8. A safety lamp connected to a light-emitting unit, the safety lamp comprising:

a light sensing unit configured to sense ambient light;

a driving unit electrically connected to the light sensing unit, and the driving unit configured to output a power;

a power sharing circuit electrically connected to the driving unit, and the power sharing circuit comprising a first resistor element and a second resistor element connected in parallel to the first resistor element;

a motion sensing unit electrically connected between the driving unit and the second resistor element, and the motion sensing unit configured to sense a movement of an object to output a sensing signal; and

a time setting unit electrically connected between the motion sensing unit and the second resistor element, and the time setting unit configured to count the number of lighting times of the light-emitting unit;

wherein the light-emitting unit is driven by the power delivered to the first resistor element when the light sensing unit is turned on; the light-emitting unit is driven by the power boosted according to a less equivalent resistance value of the in-parallel first resistor element and second resistor element when the motion sensing unit and the time setting unit are turned on; when the number of lighting times is completed, the time setting unit is turned off and the light emitting unit is driven by the power delivered through the first resistor element.

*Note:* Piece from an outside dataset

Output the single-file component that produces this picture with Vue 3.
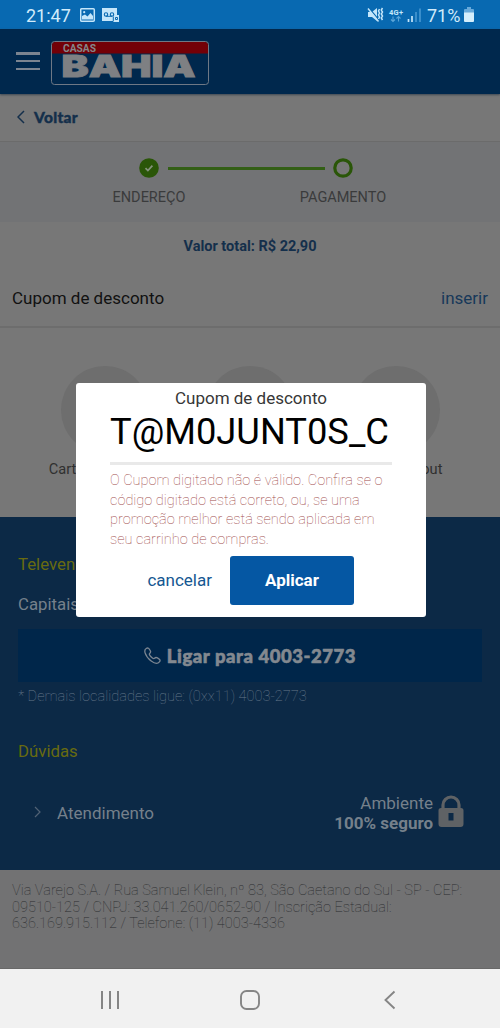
<script setup>
const payments = ['Cartão de crédito', 'Boleto', 'Visa Checkout']
const errorLines = [
  'O Cupom digitado não é válido. Confira se o',
  'código digitado está correto, ou, se uma',
  'promoção melhor está sendo aplicada em',
  'seu carrinho de compras.'
]
const legalLines = [
  'Via Varejo S.A. / Rua Samuel Klein, nº 83, São Caetano do Sul - SP - CEP:',
  '09510-125 / CNPJ: 33.041.260/0652-90 / Inscrição Estadual:',
  '636.169.915.112 / Telefone: (11) 4003-4336'
]
</script>

<template>
  <div class="screen">
    <div class="status">
      <span class="clock">21:47</span>
      <svg class="st-left" width="40" height="16" viewBox="0 0 40 16">
        <rect x="0.7" y="1.700" width="13.6" height="12.6" rx="1" fill="none" stroke="#c4e6fa" stroke-width="1.5" />
        <path d="M2 12.500V9l3-1.5 2.5 2 3-3.5 2.5 3v3.5z" fill="#c4e6fa" />
        <circle cx="4.2" cy="5.2" r="1.1" fill="#c4e6fa" />
        <path d="M22 1h15v7h2v7h-6v-1H22z" fill="#c4e6fa" />
        <circle cx="26" cy="7.500" r="1.700" fill="none" stroke="#0869b1" stroke-width="1.100" />
        <circle cx="32" cy="7.500" r="1.700" fill="none" stroke="#0869b1" stroke-width="1.100" />
        <path d="M26 9.300h6M33.300 14.500v-5M35.500 12.500v-2h2v2z" fill="none" stroke="#0869b1" stroke-width="1" />
      </svg>
      <svg class="st-right" width="58" height="18" viewBox="0 0 58 18">
        <path d="M1 6h4l5-4v13l-5-4H1z" fill="#c4e6fa" />
        <path d="M1.500 1.500l10 12" stroke="#0869b1" stroke-width="1.200" />
        <path d="M1 2.500l10.500 13" stroke="#c4e6fa" stroke-width="1.400" />
        <path d="M12.500 3l-1 2 1 2-1 2 1 2-1 2M15.500 2l-1.200 2 1.200 2-1.200 2 1.200 2-1.200 2 1.200 2" fill="none" stroke="#c4e6fa" stroke-width="1.500" />
        <text x="22" y="8.500" font-family="Roboto, sans-serif" font-size="7.500" font-weight="700" fill="#c4e6fa" textLength="14">4G+</text>
        <path d="M26 10.500v5M24 13.500l2 2 2-2M31.500 15.500v-5M29.500 12.500l2-2 2 2" fill="none" stroke="#5ba5d8" stroke-width="1.100" />
        <path d="M41.500 16v-3" stroke="#c4e6fa" stroke-width="1.700" />
        <path d="M45 16v-6" stroke="#c4e6fa" stroke-width="1.700" />
        <path d="M49 16V6M53 16V2.500" stroke="#4b9bd3" stroke-width="1.500" />
      </svg>
      <span class="percent">71%</span>
      <svg class="battery" width="12" height="16" viewBox="0 0 12 16">
        <path d="M4 0h4v2h-4z" fill="#68aadb" />
        <rect x="1" y="2" width="10" height="5" rx="1" fill="#68aadb" />
        <path d="M1 5.500h10V14a1 1 0 0 1-1 1H2a1 1 0 0 1-1-1z" fill="#d4eefc" />
      </svg>
    </div>

    <header class="header">
      <div class="burger"><i></i><i></i><i></i></div>
      <svg class="logo" width="158" height="44" viewBox="0 0 158 44">
        <rect x="0.500" y="0.500" width="157" height="43" rx="3" fill="#00284d" />
        <path d="M1 12.500V4a3 3 0 0 1 3-3h150a3 3 0 0 1 3 3v8.500z" fill="#730007" />
        <rect x="0.500" y="0.500" width="157" height="43" rx="3" fill="none" stroke="#6e7885" />
        <text x="12" y="11.300" font-family="Roboto, sans-serif" font-size="11.500" font-weight="700" fill="#85878a" textLength="33" lengthAdjust="spacingAndGlyphs">CASAS</text>
        <text x="10.500" y="35.500" font-family="Inter, sans-serif" font-size="30.500" font-weight="900" fill="#7e8083" stroke="#7e8083" stroke-width="0.900" textLength="134" lengthAdjust="spacingAndGlyphs">BAHIA</text>
      </svg>
    </header>

    <div class="back">
      <svg width="8" height="14" viewBox="0 0 8 14"><path d="M7 1L1 7l6 6" fill="none" stroke="#142f4b" stroke-width="1.500" /></svg>
      <span>Voltar</span>
    </div>

    <div class="steps">
      <div class="step">
        <svg width="20" height="20" viewBox="0 0 20 20"><circle cx="10" cy="10" r="9.800" fill="#2a5608" /><path d="M6.500 10.200l2.400 2.400 4.500-5" fill="none" stroke="#85927c" stroke-width="1.700" /></svg>
        <span>ENDEREÇO</span>
      </div>
      <div class="track"></div>
      <div class="step">
        <svg width="20" height="20" viewBox="0 0 20 20"><circle cx="10" cy="10" r="8.200" fill="#777" stroke="#2a5608" stroke-width="3.200" /></svg>
        <span>PAGAMENTO</span>
      </div>
    </div>

    <div class="total">Valor total: R$ 22,90</div>
    <div class="coupon"><span>Cupom de desconto</span><a>inserir</a></div>

    <div class="payments">
      <div v-for="p in payments" :key="p" class="payment"><i></i><span>{{ p }}</span></div>
    </div>

    <footer class="footer">
      <h3>Televendas</h3>
      <p class="cap">Capitais e regiões metropolitanas</p>
      <div class="call">
        <svg width="18" height="18" viewBox="0 0 18 18"><path d="M2.200 1.500C4 .3 5 1.200 6.300 3.700c.8 1.500.3 2-.6 2.700-.8.700-.2 1.700 1.300 3.300s2.700 2.300 3.500 1.600c.9-.9 1.500-1.200 2.900-.4 2.700 1.500 3.300 2.400 2 4-1.700 2.200-4.500 2-8.200-.8C4.500 12 1.900 8.600 1 5.600.5 3.500.9 2.300 2.200 1.500z" fill="none" stroke="#7b8692" stroke-width="1.300" /></svg>
        <span>Ligar para 4003-2773</span>
      </div>
      <p class="note">* Demais localidades ligue: (0xx11) 4003-2773</p>
      <h3 class="faq">Dúvidas</h3>
      <div class="help">
        <svg width="7" height="12" viewBox="0 0 7 12"><path d="M1 1l5 5-5 5" fill="none" stroke="#526275" stroke-width="1.200" /></svg>
        <span class="att">Atendimento</span>
        <div class="secure"><span>Ambiente</span><b>100% seguro</b></div>
        <svg width="26" height="32" viewBox="0 0 26 32">
          <path d="M5 15V10a8 8 0 0 1 16 0v5" fill="none" stroke="#5f6265" stroke-width="3.200" />
          <path fill-rule="evenodd" d="M3 13h20a2.500 2.500 0 0 1 2.500 2.500V29a3 3 0 0 1-3 3h-19a3 3 0 0 1-3-3V15.500A2.500 2.500 0 0 1 3 13zM10.500 18v7.500h5V18z" fill="#5f6265" />
        </svg>
      </div>
    </footer>

    <div class="legal"><div v-for="l in legalLines" :key="l">{{ l }}</div></div>

    <nav class="nav">
      <svg width="20" height="20" viewBox="0 0 20 20"><path d="M2 1v18M10 1v18M18 1v18" stroke="#858585" stroke-width="2" /></svg>
      <svg width="20" height="20" viewBox="0 0 20 20"><rect x="1" y="1" width="18" height="18" rx="5.500" fill="none" stroke="#858585" stroke-width="1.900" /></svg>
      <svg width="20" height="20" viewBox="0 0 20 20"><path d="M15.500 1.500L6.500 10l9 8.500" fill="none" stroke="#858585" stroke-width="1.900" /></svg>
    </nav>

    <div class="modal">
      <div class="m-title">Cupom de desconto</div>
      <div class="m-code">T@M0JUNT0S_C</div>
      <div class="m-error"><div v-for="l in errorLines" :key="l">{{ l }}</div></div>
      <div class="m-actions"><a>cancelar</a><button>Aplicar</button></div>
    </div>
  </div>
</template>

<style>
body { margin: 0; }
</style>
<style scoped>
* { box-sizing: border-box; }
svg { display: block; flex: none; }
.screen { position: relative; width: 500px; height: 1028px; overflow: hidden; background: #777; font-family: Roboto, "Liberation Sans", sans-serif; display: flex; flex-direction: column; white-space: nowrap; }
.screen > * { flex: none; }
.status { height: 29px; background: #0869b1; display: flex; align-items: center; padding: 1px 24px 0 26px; color: #d0ebfb; font-size: 18px; }
.clock { width: 54px; }
.st-right { margin-left: 247px; }
.percent { margin-left: 2px; width: 35px; }
.battery { margin-left: 1px; }
.header { height: 65px; background: #00284d; display: flex; align-items: center; padding: 2px 0 0 16px; box-shadow: 0 1px 2px #3d4752; position: relative; }
.burger { width: 24px; height: 18px; display: flex; flex-direction: column; justify-content: space-between; margin-top: -3px; }
.burger i { height: 2.500px; background: #7b8490; }
.logo { margin-left: 11px; margin-top: 1px; }
.back { height: 48px; border-bottom: 1px solid #6b6b6b; display: flex; align-items: center; padding-left: 17px; gap: 9px; font: 900 15.5px Lato, sans-serif; color: #142f4b; letter-spacing: .3px; -webkit-text-stroke: .4px #142f4b; }
.back svg { margin-top: -2px; }
.back span { margin-top: -1px; }
.steps { height: 80px; background: #727375; display: flex; padding: 16px 107px 0; }
.step { width: 84px; display: flex; flex-direction: column; align-items: center; font-size: 14.500px; line-height: 18px; gap: 11px; color: #3a3b3c; }
.step + .track + .step { width: 86px; }
.track { height: 3px; width: 157px; background: #335f16; margin: 9px -25px 0 -23px; }
.total { height: 48px; line-height: 49px; text-align: center; font-size: 14.500px; font-weight: 700; color: #142f4b; }
.coupon { height: 58px; padding: 0 12px; display: flex; justify-content: space-between; align-items: center; font-size: 17px; color: #111; border-bottom: 2px solid #6d6d6d; }
.coupon a { color: #17395a; }
.payments { height: 189px; padding: 38px 32px 0; display: grid; grid-template-columns: repeat(3, 145.5px); }
.payment { display: flex; flex-direction: column; align-items: center; gap: 6px; font-size: 14.600px; line-height: 18px; color: #303030; }
.payment i { width: 88px; height: 88px; border-radius: 50%; background: #6e6e6e; }
.footer { height: 353px; background: #0c2946; padding: 36px 18px 0; color: #75808b; }
h3 { margin: 0; font-size: 16.800px; line-height: 22px; font-weight: 400; color: #686b10; }
.cap { margin: 18px 0 0; font-size: 16.800px; line-height: 22px; }
.call { margin-top: 14px; height: 53px; background: #00264a; display: flex; align-items: center; justify-content: center; gap: 5px; font: 900 18.500px Lato, sans-serif; letter-spacing: .55px; color: #838990; -webkit-text-stroke: .6px #838990; }
.note { margin: 4px 0 0; font-size: 14.600px; line-height: 20px; font-weight: 100; color: #66788b; }
.faq { margin-top: 34px; }
.help { margin: 31px 0 0; height: 40px; display: flex; align-items: center; padding: 0 0 0 16px; font-size: 17px; line-height: 20px; }
.help svg:first-child { margin-top: -3px; }
.att { margin-left: 16px; }
.secure { margin-left: auto; display: flex; flex-direction: column; text-align: right; margin-right: 5px; }
.secure b { font-size: 17px; }
.help svg:last-child { margin-right: 18px; margin-top: -5px; }
.legal { height: 99px; background: #727273; padding: 13px 12px; font-size: 14.550px; font-weight: 100; line-height: 16.700px; color: #2c2e30; border-bottom: 1px solid #686868; }
.nav { height: 59px; background: #f1f1f1; display: flex; justify-content: space-between; padding: 21px 101px 0 100px; }
.modal { position: absolute; left: 76px; top: 383px; width: 350px; height: 234px; border-radius: 3px; background: #fff; padding: 4px 34px 0; }
.m-title { text-align: center; font-size: 17px; line-height: 22px; color: #373737; }
.m-code { height: 56px; border-bottom: 3px solid #e9e9e9; font-size: 36.300px; line-height: 45px; color: #000; }
.m-error { margin-top: 6px; font-size: 14.550px; font-weight: 100; line-height: 19.500px; color: #a04a4a; }
.m-actions { display: flex; align-items: center; justify-content: flex-end; gap: 18px; margin: 7px 38px 0 0; font-size: 17px; color: #155791; }
.m-actions a { margin-top: -2px; }
button { width: 124px; height: 49px; border: 0; border-radius: 3px; background: #0557a3; color: #fff; font: 700 17px Roboto, sans-serif; padding: 0 0 1px; }
</style>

9. The safety lamp in claim 8, wherein the light sensing unit is a photodiode or a photoresistor.

10. The safety lamp in claim 8, wherein the motion sensing unit is a passive infrared motion sensor.

11. The safety lamp in claim 8, wherein the first resistor element and the second resistor element are resistor elements with high resistance values.

12. The safety lamp in claim 8, wherein the time setting unit is a time limit relay.

13. The safety lamp in claim 8, further comprises:

a power supply unit electrically connected to the light sensing unit, and the power supply unit configured to supply the required power to the safety lamp.